Where Not To Start: Keep moving forward with Steve Albini’s musical career. More than a few moments with his current band, Shellac, perfectly crystallize everything that make his music worthwhile and prove that with a sympathetic group of sidemen, he’s capable of greatness. Devastatingly cruel lyrics like 1000 Hurts’ “Prayer To God,” crushing Todd Trainer drums like on At Action Park’s “Dog And Pony Show,” and innumerable times when Albini’s metallic, strained guitar hangs in the air forever are the reasons why his music stays relevant into the 21st century. Avoid looking back at the early days of Big Black, before he’d mastered his craft and his lyrics tended to be provocative in a juvenile way; the band’s first EP, Lungs, has some good songs but the recording quality is terrible and most of the playing is amateurish.
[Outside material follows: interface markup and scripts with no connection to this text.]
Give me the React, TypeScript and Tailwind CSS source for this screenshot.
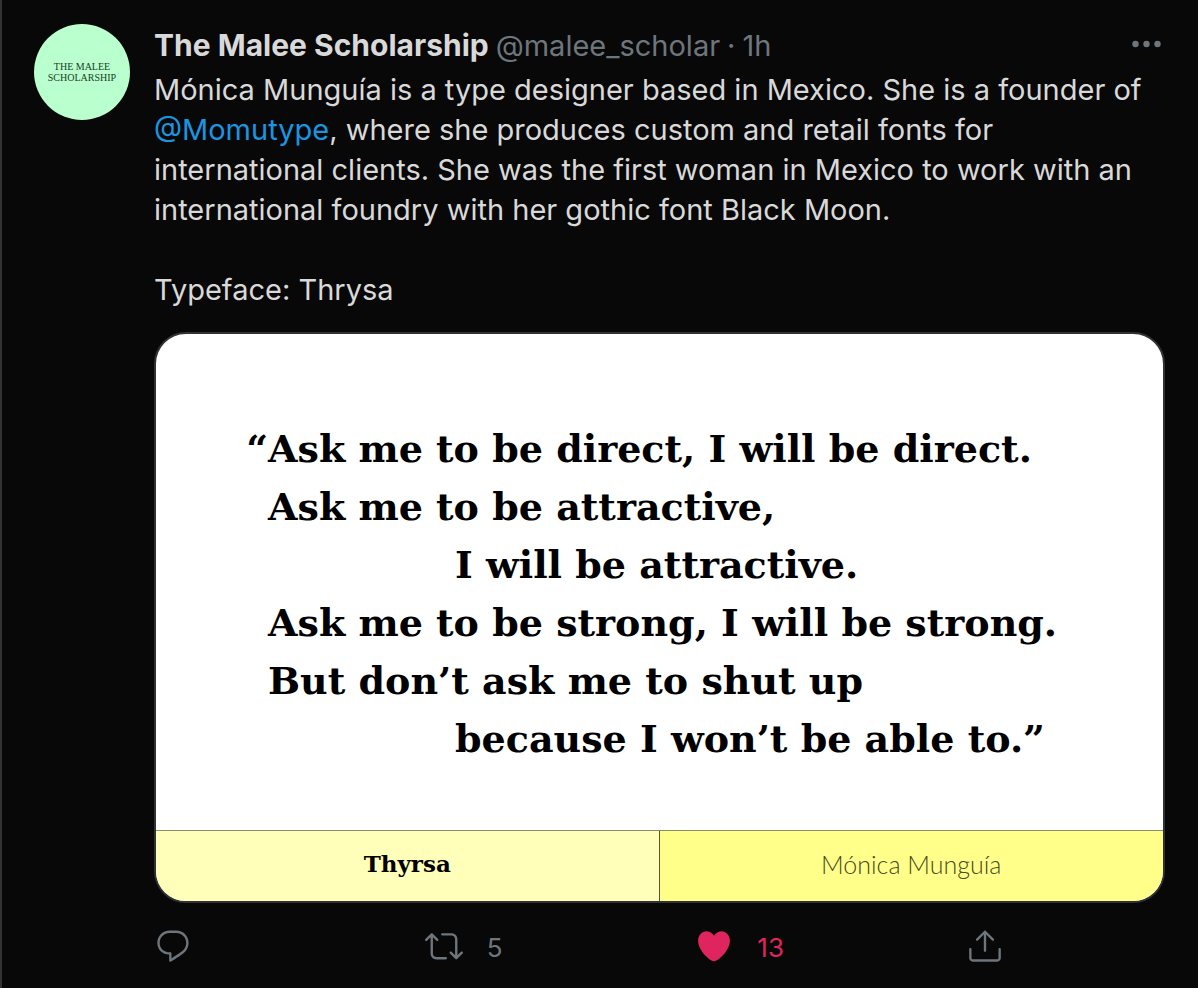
import React from "react";

const REPLY =
  "M14.046 2.242l-4.148-.01h-.002c-4.374 0-7.8 3.427-7.8 7.802 0 4.098 3.186 7.206 7.465 7.37v3.828c0 .108.044.286.12.403.142.225.384.347.632.347.138 0 .277-.038.402-.118.264-.168 6.473-4.14 8.088-5.506 1.902-1.61 3.04-3.97 3.043-6.312v-.017c-.006-4.367-3.43-7.787-7.8-7.788zm3.787 12.972c-1.134.96-4.862 3.405-6.772 4.643V16.67c0-.414-.335-.75-.75-.75h-.396c-3.66 0-6.318-2.476-6.318-5.886 0-3.534 2.768-6.302 6.3-6.302l4.147.01h.002c3.532 0 6.3 2.766 6.302 6.296-.003 1.91-.942 3.844-2.514 5.176z";
const RETWEET =
  "M23.77 15.67c-.292-.293-.767-.293-1.06 0l-2.22 2.22V7.65c0-2.068-1.683-3.75-3.75-3.75h-5.85c-.414 0-.75.336-.75.75s.336.75.75.75h5.85c1.24 0 2.25 1.01 2.25 2.25v10.24l-2.22-2.22c-.293-.293-.768-.293-1.06 0s-.294.768 0 1.06l3.5 3.5c.145.147.337.22.53.22s.383-.072.53-.22l3.5-3.5c.294-.292.294-.767 0-1.06zm-10.66 3.28H7.26c-1.24 0-2.25-1.01-2.25-2.25V6.46l2.22 2.22c.148.147.34.22.532.22s.384-.073.53-.22c.293-.293.293-.768 0-1.06l-3.5-3.5c-.293-.294-.768-.294-1.06 0l-3.5 3.5c-.294.292-.294.767 0 1.06s.767.293 1.06 0l2.22-2.22V16.7c0 2.068 1.683 3.75 3.75 3.75h5.85c.414 0 .75-.336.75-.75s-.337-.75-.75-.75z";
const HEART =
  "M12 21.638h-.014C9.403 21.59 1.95 14.856 1.95 8.478c0-3.064 2.525-5.754 5.403-5.754 2.29 0 3.83 1.58 4.646 2.73.814-1.148 2.354-2.73 4.645-2.73 2.88 0 5.404 2.69 5.404 5.755 0 6.376-7.454 13.11-10.037 13.157H12z";
const SHARE =
  "M17.53 7.47l-5-5c-.293-.293-.768-.293-1.06 0l-5 5c-.294.293-.294.768 0 1.06s.767.294 1.06 0l3.72-3.72V15c0 .414.336.75.75.75s.75-.336.75-.75V4.81l3.72 3.72c.146.147.338.22.53.22s.384-.072.53-.22c.293-.293.293-.767 0-1.06zM19.708 21.944H4.292C3.028 21.944 2 20.916 2 19.652V14c0-.414.336-.75.75-.75s.75.336.75.75v5.652c0 .437.355.792.792.792h15.416c.437 0 .792-.355.792-.792V14c0-.414.336-.75.75-.75s.75.336.75.75v5.652c0 1.264-1.028 2.292-2.292 2.292z";

type ActionProps = { label: string; path: string; count?: number; className?: string };

function Action({ label, path, count, className = "" }: ActionProps) {
  return (
    <button
      type="button"
      aria-label={count === undefined ? label : `${label}, ${count}`}
      className={`flex items-center gap-6 justify-self-start ${className}`}
    >
      <svg viewBox="0 0 24 24" fill="currentColor" aria-hidden="true" className="size-[38px] shrink-0">
        <path d={path} />
      </svg>
      {count !== undefined && <span className="pt-1 text-[26px] leading-8">{count}</span>}
    </button>
  );
}

type QuoteLine = { text: string; indented?: boolean; opening?: boolean };

const QUOTE: QuoteLine[] = [
  { text: "Ask me to be direct, I will be direct.", opening: true },
  { text: "Ask me to be attractive," },
  { text: "I will be attractive.", indented: true },
  { text: "Ask me to be strong, I will be strong." },
  { text: "But don’t ask me to shut up" },
  { text: "because I won’t be able to.”", indented: true },
];

function Specimen() {
  return (
    <figure className="mt-[22px] overflow-hidden rounded-[32px] border-2 border-[#2f3336] bg-white text-black">
      <blockquote className="pt-[86px] pb-[62px] pl-[87px] font-['DejaVu_Serif',serif] text-[38px] leading-[58px] font-bold whitespace-nowrap">
        {QUOTE.map((line) => (
          <p key={line.text} className="flex">
            <span className={line.indented ? "w-[212px] shrink-0" : "flex w-[25px] shrink-0 justify-end"}>
              {line.opening ? "“" : ""}
            </span>
            <span>{line.text}</span>
          </p>
        ))}
      </blockquote>
      <figcaption className="grid grid-cols-2 border-t border-[#8c8c6a] text-center leading-[66px]">
        <span className="border-r border-[#55552f] bg-[#ffffb9] pb-1 font-['DejaVu_Serif',serif] text-[23px] font-bold">
          Thyrsa
        </span>
        <span className="bg-[#ffff8a] pb-1 font-['Lato',sans-serif] text-[25px] font-light text-[#4a4a20]">
          Mónica Munguía
        </span>
      </figcaption>
    </figure>
  );
}

export default function App() {
  return (
    <main className="min-h-screen border-l-2 border-[#2f3336] bg-[#080808] font-['Inter',sans-serif] text-[#d9d9d9]">
      <article className="flex gap-6 pt-6 pr-[33px] pb-6 pl-8">
        <a
          href="#profile"
          className="flex size-24 shrink-0 flex-col items-center justify-center rounded-full bg-[#baffce] text-center font-['Liberation_Serif',serif] text-[10px] leading-[11px] text-[#173d27]"
        >
          <span>THE MALEE</span>
          <span>SCHOLARSHIP</span>
        </a>
        <div className="min-w-0 flex-1">
          <header className="flex items-center justify-between text-[29px] leading-[42px]">
            <div className="flex items-baseline gap-[7px] whitespace-nowrap text-[#6e767d]">
              <a href="#profile" className="text-[30px] font-bold text-[#d9d9d9]">
                The Malee Scholarship
              </a>
              <span>@malee_scholar</span>
              <span>·</span>
              <time>1h</time>
            </div>
            <button type="button" aria-label="More" className="text-[#6e767d]">
              <svg viewBox="0 0 38 38" fill="currentColor" aria-hidden="true" className="size-[38px]">
                <circle cx="8.5" cy="17" r="3.2" />
                <circle cx="19.5" cy="17" r="3.2" />
                <circle cx="30.5" cy="17" r="3.2" />
              </svg>
            </button>
          </header>
          <div className="mt-[3px] text-[29px] leading-10">
            <p>
              Mónica Munguía is a type designer based in Mexico. She is a founder of{" "}
              <a href="#momutype" className="text-[#1b95e0]">
                @Momutype
              </a>
              , where she produces custom and retail fonts for international clients. She was the first woman in
              Mexico to work with an international foundry with her gothic font Black Moon.
            </p>
            <p className="mt-10">Typeface: Thrysa</p>
          </div>
          <Specimen />
          <footer className="mt-6 grid max-w-[850px] grid-cols-[1fr_1fr_1fr_auto] text-[#6e767d]">
            <Action label="Reply" path={REPLY} />
            <Action label="Retweet" path={RETWEET} count={5} />
            <Action label="Like" path={HEART} count={13} className="text-[#e0245e]" />
            <Action label="Share" path={SHARE} />
          </footer>
        </div>
      </article>
    </main>
  );
}
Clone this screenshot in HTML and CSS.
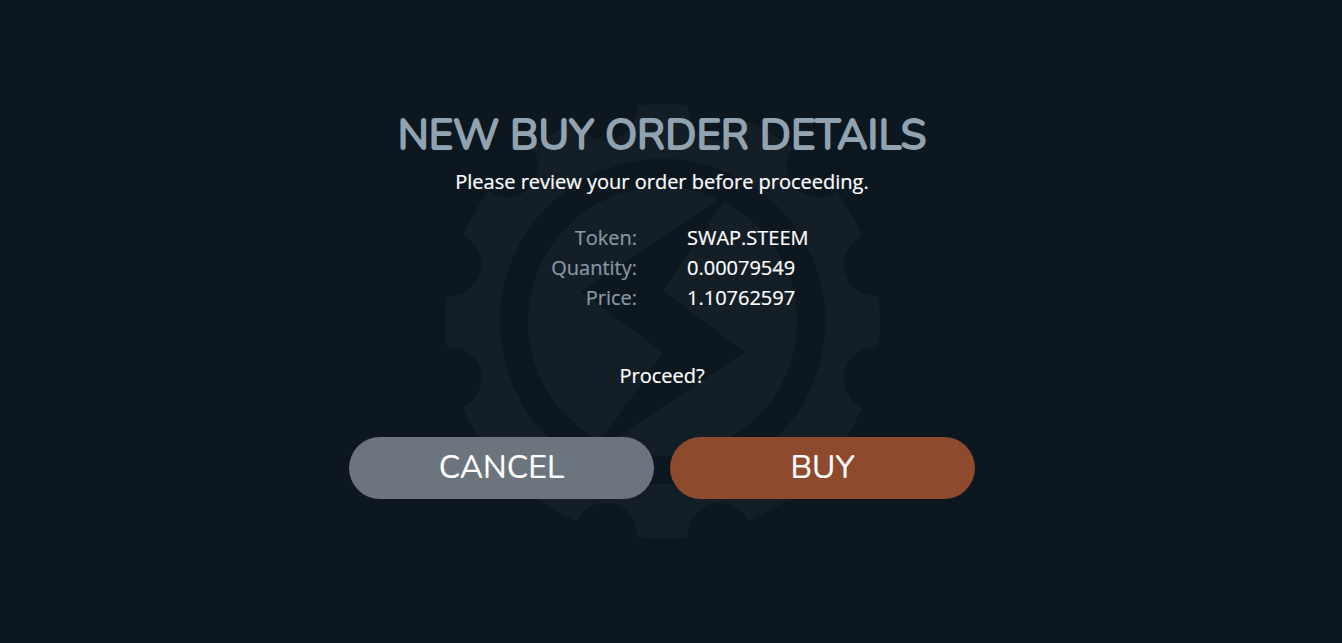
FILE: index.html
```
<!DOCTYPE html>
<html lang="en">
<head>
    <meta charset="UTF-8">
    <meta name="viewport" content="width=device-width, initial-scale=1.0">
    <title>New Buy Order Details</title>
    <link rel="stylesheet" href="styles.css">
</head>
<body>
    <main>
        <svg class="gear" viewBox="-217.5 -217.5 435 435" aria-hidden="true">
            <defs>
                <circle id="notch" cx="220" cy="0" r="31.3"/>
            </defs>
            <circle class="light" r="217.5"/>
            <g class="dark">
                <use href="#notch" transform="rotate(15)"/>
                <use href="#notch" transform="rotate(45)"/>
                <use href="#notch" transform="rotate(75)"/>
                <use href="#notch" transform="rotate(105)"/>
                <use href="#notch" transform="rotate(135)"/>
                <use href="#notch" transform="rotate(165)"/>
                <use href="#notch" transform="rotate(195)"/>
                <use href="#notch" transform="rotate(225)"/>
                <use href="#notch" transform="rotate(255)"/>
                <use href="#notch" transform="rotate(285)"/>
                <use href="#notch" transform="rotate(315)"/>
                <use href="#notch" transform="rotate(345)"/>
                <circle r="162.7"/>
            </g>
            <circle class="light" r="134.7"/>
            <path class="dark" d="M69-131L-82-30L0 30.5L-69 131L82 30.5L.5-30.5z"/>
        </svg>
        <div class="order">
            <h1>NEW BUY ORDER DETAILS</h1>
            <p>Please review your order before proceeding.</p>
            <dl>
                <dt>Token:</dt><dd>SWAP.STEEM</dd>
                <dt>Quantity:</dt><dd>0.00079549</dd>
                <dt>Price:</dt><dd>1.10762597</dd>
            </dl>
            <p>Proceed?</p>
            <div class="buttons">
                <button class="cancel">CANCEL</button>
                <button class="buy">BUY</button>
            </div>
        </div>
    </main>
</body>
</html>
```
FILE: styles.css
```
* {box-sizing: border-box;}
body {
    margin: 0;
    background-color: #0d171f;
    color: #fff;
    font: 20px/30px "Open Sans", sans-serif;
    -webkit-text-stroke: .2px;
}
main {
    position: relative;
    width: 1324px;
    height: 643px;
    overflow: hidden;
}
.gear {
    position: absolute;
    top: 104px;
    left: 445px;
    width: 435px;
    height: 435px;
}
.light {fill: #141e26;}
.dark {fill: #0d171f;}
.order {position: relative; padding-top: 109px; text-align: center;}
h1 {
    margin: 0 0 4px;
    color: #91a2b0;
    font: 400 42px/54px Nunito, sans-serif;
    -webkit-text-stroke: 1.8px #91a2b0;
}
p {margin: 0;}
dl {
    display: grid;
    grid-template-columns: 1fr 1fr;
    column-gap: 50px;
    margin: 26px 0 48px;
}
dt {text-align: right; color: #8a98a5;}
dd {margin: 0; text-align: left;}
.buttons {
    display: flex;
    justify-content: center;
    gap: 16px;
    margin-top: 46px;
}
button {
    width: 305px;
    height: 62px;
    padding: 0;
    border: 0;
    border-radius: 31px;
    color: #fff;
    font: 400 32px/60px Nunito, sans-serif;
    -webkit-text-stroke: .2px;
}
.cancel {background-color: #6c757d;}
.buy {background-color: #8d4a2d;}
```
The Headache EP is likewise hit-and-miss (and contains a surprisingly frank confession by the band of its quality in the liner notes), and in fact Big Black’s albums tend to be much stronger than their shorter releases.
Likewise, while Albini’s bands have a justifiable reputation as a phenomenal live experience, that doesn’t always show through in their live albums. The Big Black live document Pigpile is worth owning, but two more-or-less official bootlegs—Sound Of Impact and Tonight We Walked With Giants—are real disappointments, and the Shellac Live in Tokyo album fails to communicate to listeners how intense Albini & Company can be in concert.